Head and torso of Kumara
- Not on display
- Further information
Kumara is a Hindu deity regarded as the second son of Shiva. He is known by many names including Skanda (the Attacker), Karttikeya (Son of the Pleiades) and Subrahmanya (Friend of the Brahmins). This head and torso of Kumara attests to his importance in the North of India during, and immediately succeeding, the Gupta period.
Iconographically, this image can be identified by the distinctive parting of the long hair into three locks, as well as by the unique tiger claw necklace worn as a protective amulet. The word 'kumara' means 'youth' or 'adolescent boy' and hence this deity is depicted as a young boy.
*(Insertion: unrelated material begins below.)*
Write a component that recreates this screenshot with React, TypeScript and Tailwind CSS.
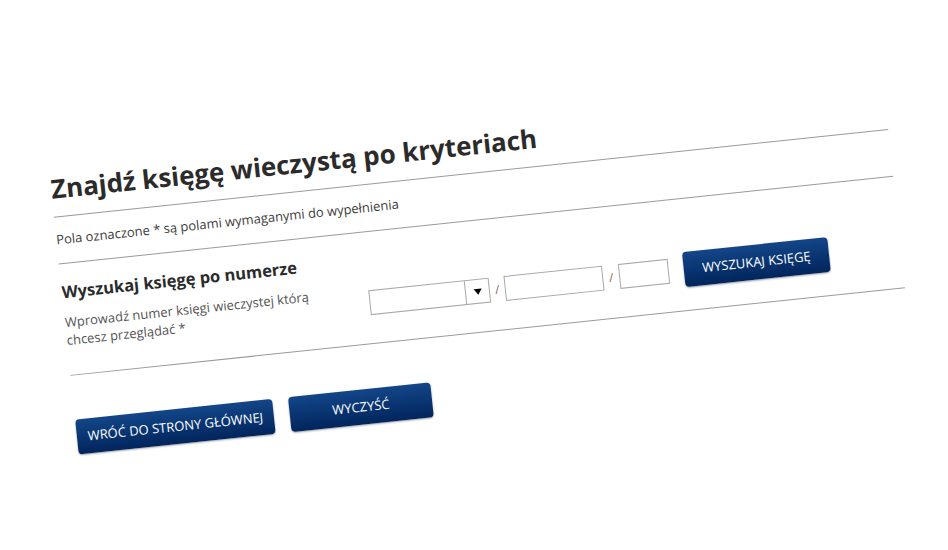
import React from "react";

const btn =
  "h-[35px] rounded-[4px] bg-gradient-to-b from-[#134689] to-[#03255c] text-white text-[13px] uppercase flex items-center justify-center shadow-[0_1px_2px_rgba(0,0,0,0.35)]";

export default function App() {
  return (
    <div
      className="w-full h-[550px] overflow-hidden bg-white pl-[49px] pt-[157px]"
      style={{ fontFamily: '"Open Sans", "Noto Sans", sans-serif' }}
    >
      <div className="w-[839px] origin-top-left -rotate-6">
        <h1 className="mt-[14px] pb-[10px] border-b border-[#9a9a9a] text-[26px] leading-[36px] font-bold text-[#2b2b2b]">
          Znajdź księgę wieczystą po kryteriach
        </h1>
        <p className="pt-[13px] pb-[15px] border-b border-[#9a9a9a] text-[13px] leading-[18px] text-[#3d3d3d]">
          Pola oznaczone * są polami wymaganymi do wypełnienia
        </p>
        <div className="flex pt-[16px] pb-[23px] border-b border-[#9a9a9a]">
          <div className="w-[305px] shrink-0">
            <h2 className="text-[16.5px] leading-[24px] font-bold text-[#2b2b2b]">
              Wyszukaj księgę po numerze
            </h2>
            <p className="mt-[9px] w-[262px] text-[13px] leading-[18px] text-[#555]">
              Wprowadź numer księgi wieczystej którą chcesz przeglądać *
            </p>
          </div>
          <div className="flex items-center self-start mt-[37px] h-[35px]">
            <div className="w-[121px] h-[25px] border border-[#a8a8a8] flex bg-white">
              <div className="flex-1" />
              <div className="w-[24px] border-l border-[#a8a8a8] flex items-center justify-center">
                <span className="block w-0 h-0 border-l-[4px] border-r-[4px] border-t-[6px] border-l-transparent border-r-transparent border-t-black" />
              </div>
            </div>
            <span className="w-[15px] text-center text-[12px] text-[#8a6a4a]">/</span>
            <div className="w-[99px] h-[25px] border border-[#a8a8a8] bg-white" />
            <span className="w-[16px] text-center text-[12px] text-[#8a6a4a]">/</span>
            <div className="w-[50px] h-[25px] border border-[#a8a8a8] bg-white" />
            <button className={`${btn} w-[146px] ml-[15px]`}>Wyszukaj księgę</button>
          </div>
        </div>
        <div className="flex gap-[16px] mt-[44px]">
          <button className={`${btn} w-[198px]`}>Wróć do strony głównej</button>
          <button className={`${btn} w-[143px]`}>Wyczyść</button>
        </div>
      </div>
    </div>
  );
}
The modelling of his body - bare-chested and broad - is simple yet conveys the heroic quality of a deity that was worshipped as a god of war.
Although this image has been dated to c6th century, the influence of the Gupta style (c319-480CE) is still evident. This influence can be recognised in features such as the arching eyebrows, downward looking eyes, and in the shaping of the figure that delineates the body in broad but subtly modelled planes.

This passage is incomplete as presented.